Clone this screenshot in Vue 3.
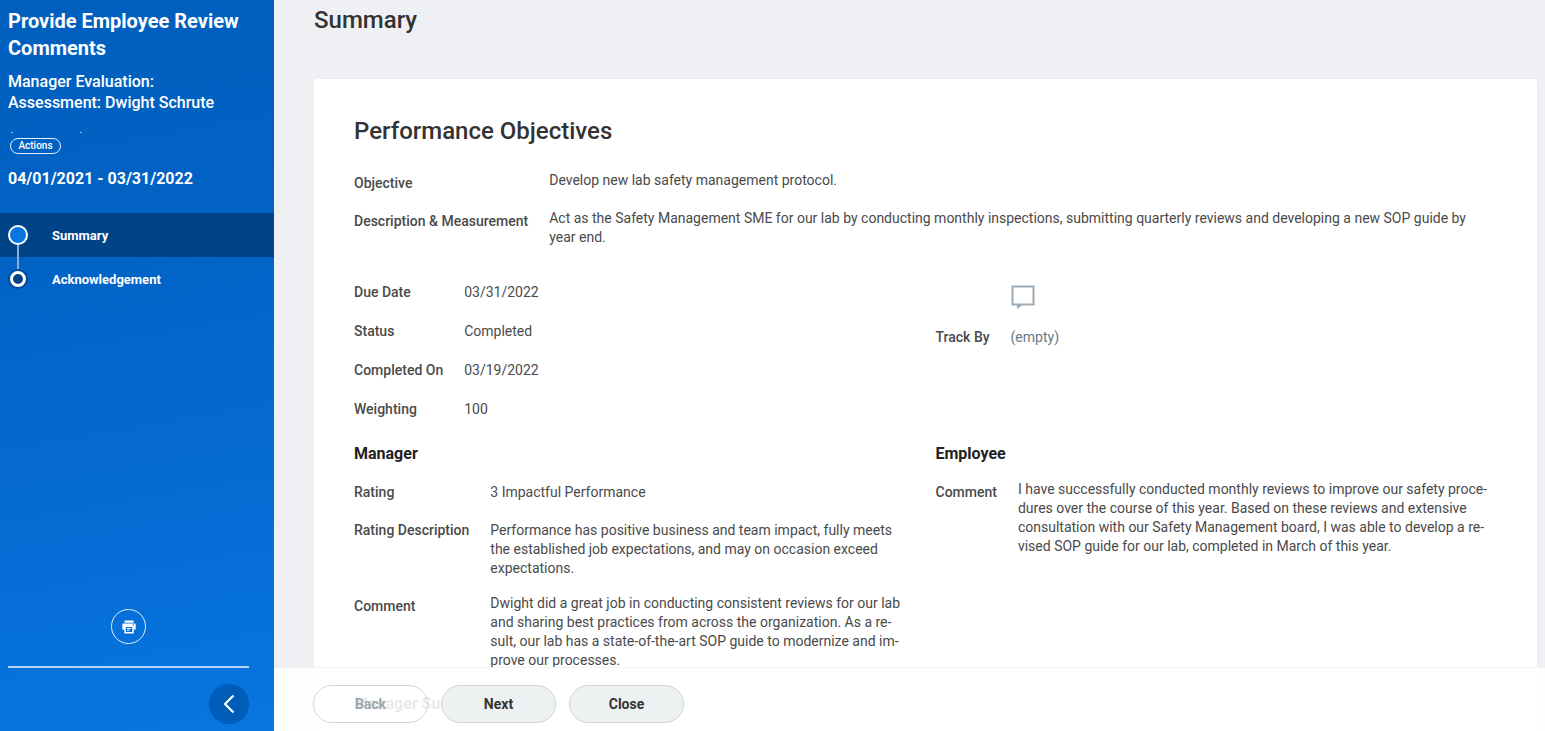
<script setup>
import { ref } from 'vue'

const steps = ref([
  { label: 'Summary', current: true },
  { label: 'Acknowledgement', current: false },
])

const objective = [
  { label: 'Objective', value: 'Develop new lab safety management protocol.', rich: true },
  {
    label: 'Description & Measurement',
    value: 'Act as the Safety Management SME for our lab by conducting monthly inspections, submitting quarterly reviews and developing a new SOP guide by year end.',
    rich: true,
  },
]

const status = [
  { label: 'Due Date', value: '03/31/2022' },
  { label: 'Status', value: 'Completed' },
  { label: 'Completed On', value: '03/19/2022' },
  { label: 'Weighting', value: '100' },
]

const manager = [
  { label: 'Rating', value: '3 Impactful Performance' },
  {
    label: 'Rating Description',
    value: 'Performance has positive business and team impact, fully meets the established job expectations, and may on occasion exceed expectations.',
  },
  {
    label: 'Comment',
    value: 'Dwight did a great job in conducting consistent reviews for our lab and sharing best practices from across the organization. As a re\u00ADsult, our lab has a state-of-the-art SOP guide to modernize and im\u00ADprove our processes.',
    rich: true,
  },
]

const employee = [
  {
    label: 'Comment',
    value: 'I have successfully conducted monthly reviews to improve our safety proce\u00ADdures over the course of this year. Based on these reviews and extensive consultation with our Safety Management board, I was able to develop a re\u00ADvised SOP guide for our lab, completed in March of this year.',
    rich: true,
  },
]
</script>

<template>
  <div class="page">
    <aside class="sidebar">
      <h1 class="task-title">Provide Employee Review Comments</h1>
      <p class="task-sub">Manager Evaluation:<br />Assessment: Dwight Schrute</p>
      <div class="marks" aria-hidden="true"><span></span><span></span></div>
      <button type="button" class="actions">Actions</button>
      <p class="period">04/01/2021 - 03/31/2022</p>

      <nav class="steps">
        <a v-for="s in steps" :key="s.label" href="#" class="step" :class="{ current: s.current }">
          <span class="marker"><span class="dot"></span></span>
          <span>{{ s.label }}</span>
        </a>
      </nav>

      <div class="side-foot">
        <button type="button" class="print" aria-label="Print">
          <svg width="14" height="14" viewBox="0 0 14 14">
            <path fill="#fff" d="M2.5 0.5h9v2.2h-9z" />
            <path fill="#fff" fill-rule="evenodd" d="M1.5 3.5h11q1.2 0 1.2 1.2v4.8h-2v4H2.3v-4h-2V4.7q0-1.2 1.2-1.2zM3.8 7v5h6.4V7zM10.8 4.3v1.2h1.2V4.3z" />
            <path fill="#fff" d="M5 8h4v1H5zM5 9.8h2.5v1H5z" />
          </svg>
        </button>
        <div class="collapse-bar">
          <button type="button" class="collapse" aria-label="Collapse panel">
            <svg width="12" height="20" viewBox="0 0 12 20" fill="none" stroke="#fff" stroke-width="2.2">
              <path d="M10.500 1.500L2 10l8.500 8.500" />
            </svg>
          </button>
        </div>
      </div>
    </aside>

    <main class="main">
      <div class="scroll">
        <h2 class="page-title">Summary</h2>
        <section class="card">
          <h3 class="card-title">Performance Objectives</h3>
          <dl class="fields tight">
            <template v-for="f in objective" :key="f.label">
              <dt>{{ f.label }}</dt>
              <dd :class="{ rich: f.rich }">{{ f.value }}</dd>
            </template>
          </dl>

          <div class="columns status-row">
            <dl class="fields">
              <template v-for="f in status" :key="f.label">
                <dt>{{ f.label }}</dt>
                <dd>{{ f.value }}</dd>
              </template>
            </dl>
            <dl class="fields track">
              <dt></dt>
              <dd class="note">
                <svg width="24" height="25" viewBox="0 0 24 25">
                  <path fill="none" stroke="#9cabb5" stroke-width="2" d="M1.500 1.500h21v18h-21z" />
                  <path fill="#9cabb5" d="M5.500 20h5.500L6.500 24z" />
                </svg>
              </dd>
              <dt>Track By</dt>
              <dd class="empty">(empty)</dd>
            </dl>
          </div>

          <div class="columns">
            <div>
              <h4 class="group">Manager</h4>
              <dl class="fields tight">
                <template v-for="f in manager" :key="f.label">
                  <dt>{{ f.label }}</dt>
                  <dd :class="{ rich: f.rich }">{{ f.value }}</dd>
                </template>
              </dl>
              <h4 class="group next-group">Manager Summary</h4>
            </div>
            <div>
              <h4 class="group">Employee</h4>
              <dl class="fields">
                <template v-for="f in employee" :key="f.label">
                  <dt>{{ f.label }}</dt>
                  <dd :class="{ rich: f.rich }">{{ f.value }}</dd>
                </template>
              </dl>
            </div>
          </div>
        </section>
      </div>

      <footer class="footer">
        <button type="button" class="btn" disabled>Back</button>
        <button type="button" class="btn">Next</button>
        <button type="button" class="btn">Close</button>
      </footer>
    </main>
  </div>
</template>

<style>
body {
  margin: 0;
  overflow: hidden;
}
</style>

<style scoped>
.page {
  display: flex;
  height: 100vh;
  overflow: hidden;
  font-family: Roboto, "Liberation Sans", sans-serif;
  font-size: 14px;
  line-height: 19px;
  color: #4a4a4a;
  background: #eff0f3;
}
h1, h2, h3, h4, p, dl, dt, dd {
  margin: 0;
}
button {
  font-family: inherit;
  padding: 0;
  cursor: pointer;
}

.sidebar {
  flex: 0 0 274px;
  display: flex;
  flex-direction: column;
  color: #fff;
  background: linear-gradient(170deg, #005fbd 0%, #0263c6 35%, #0875e1 100%);
}
.task-title {
  padding: 8px 8px 0;
  font-size: 20px;
  line-height: 27px;
  font-weight: 700;
}
.task-sub {
  padding: 9px 8px 0;
  font-size: 16px;
  line-height: 21px;
  font-weight: 500;
}
.marks {
  display: flex;
  gap: 67px;
  padding: 19px 11px 5px;
}
.marks span {
  width: 2px;
  height: 1px;
  background: #8fbbe8;
}
.actions {
  align-self: flex-start;
  width: 51px;
  height: 16px;
  margin-left: 10px;
  border: 1px solid #e3effb;
  border-radius: 8px;
  background: none;
  color: #fff;
  font-size: 10px;
  line-height: 12px;
  font-weight: 500;
}
.period {
  padding: 14px 8px 0;
  font-size: 16px;
  line-height: 21px;
  font-weight: 700;
}
.steps {
  margin-top: 24px;
}
.step {
  display: flex;
  align-items: center;
  gap: 24px;
  height: 44px;
  padding-left: 8px;
  color: #fff;
  font-size: 13px;
  font-weight: 700;
  text-decoration: none;
}
.step.current {
  background: #004387;
}
.marker {
  position: relative;
  display: flex;
  justify-content: center;
  width: 20px;
}
.dot {
  box-sizing: border-box;
  width: 16px;
  height: 16px;
  border: 3px solid #fff;
  border-radius: 50%;
  background: #004387;
  box-shadow: 0 0 0 2px #004a97;
}
.current .dot {
  width: 20px;
  height: 20px;
  border-width: 2px;
  background: #0875e1;
  box-shadow: none;
}
.current .marker::after {
  content: "";
  position: absolute;
  z-index: 1;
  top: 20px;
  left: 9px;
  width: 2px;
  height: 24px;
  background: #8aaed4;
}
.side-foot {
  margin-top: auto;
  padding: 0 25px 7px 8px;
}
.print {
  display: flex;
  align-items: center;
  justify-content: center;
  box-sizing: border-box;
  width: 35px;
  height: 35px;
  margin: 0 auto 22px;
  border: 1px solid #e0edfb;
  border-radius: 50%;
  background: none;
}
.collapse-bar {
  display: flex;
  justify-content: flex-end;
  padding-top: 16px;
  border-top: 2px solid #b5d5f6;
}
.collapse {
  display: flex;
  align-items: center;
  justify-content: center;
  width: 40px;
  height: 40px;
  border: 0;
  border-radius: 50%;
  background: #005cb9;
}

.main {
  position: relative;
  flex: 1;
  min-width: 0;
}
.scroll {
  box-sizing: border-box;
  height: 100%;
  overflow: hidden;
  padding: 4px 8px 0 40px;
}
.page-title {
  font-size: 24px;
  line-height: 32px;
  font-weight: 500;
  color: #333;
}
.card {
  margin-top: 43px;
  min-height: 100%;
  box-sizing: border-box;
  padding: 36px 40px 40px;
  border-radius: 3px;
  background: #fff;
  box-shadow: 0 0 2px rgba(0, 0, 0, 0.05);
}
.card-title {
  margin-bottom: 24px;
  font-size: 24px;
  line-height: 32px;
  font-weight: 500;
  color: #333;
}
.fields {
  display: grid;
  grid-template-columns: max-content 1fr;
  gap: 17px 21px;
  align-content: start;
}
.fields.tight {
  row-gap: 16px;
}
dt {
  padding-top: 3px;
  font-weight: 500;
}
dd {
  padding: 3px 8px 0 0;
  min-width: 0;
}
dd.rich {
  padding-top: 0;
}
.columns {
  display: grid;
  grid-template-columns: 1fr 1fr;
  gap: 20px;
}
.status-row {
  margin: 33px 0 24px;
}
.fields.track {
  row-gap: 12px;
}
dd.note {
  height: 28px;
  padding-top: 5px;
  line-height: 0;
}
.empty {
  color: #667985;
}
.group {
  margin-bottom: 16px;
  font-size: 16px;
  line-height: 21px;
  font-weight: 700;
  color: #222;
}
.next-group {
  margin-top: 23px;
}

.footer {
  position: absolute;
  right: 0;
  bottom: 0;
  left: 0;
  display: flex;
  gap: 13px;
  padding: 17px 39px 8px;
  border-top: 1px solid #f2f3f4;
  background: rgba(255, 255, 255, 0.9);
}
.btn {
  box-sizing: border-box;
  width: 115px;
  height: 38px;
  border: 1px solid #ced5db;
  border-radius: 19px;
  background: #edf1f2;
  color: #333;
  font-size: 14px;
  font-weight: 700;
}
.btn:disabled {
  background: none;
  color: #9aa7ae;
}
</style>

*-*-*

Exercise description
Which lines of the data above contain "this"? Copy each one.

Written reply
Clone this screenshot in Vue 3.
    value: 'I have successfully conducted monthly reviews to improve our safety proce\u00ADdures over the course of this year. Based on these reviews and extensive consultation with our Safety Management board, I was able to develop a re\u00ADvised SOP guide for our lab, completed in March of this year.',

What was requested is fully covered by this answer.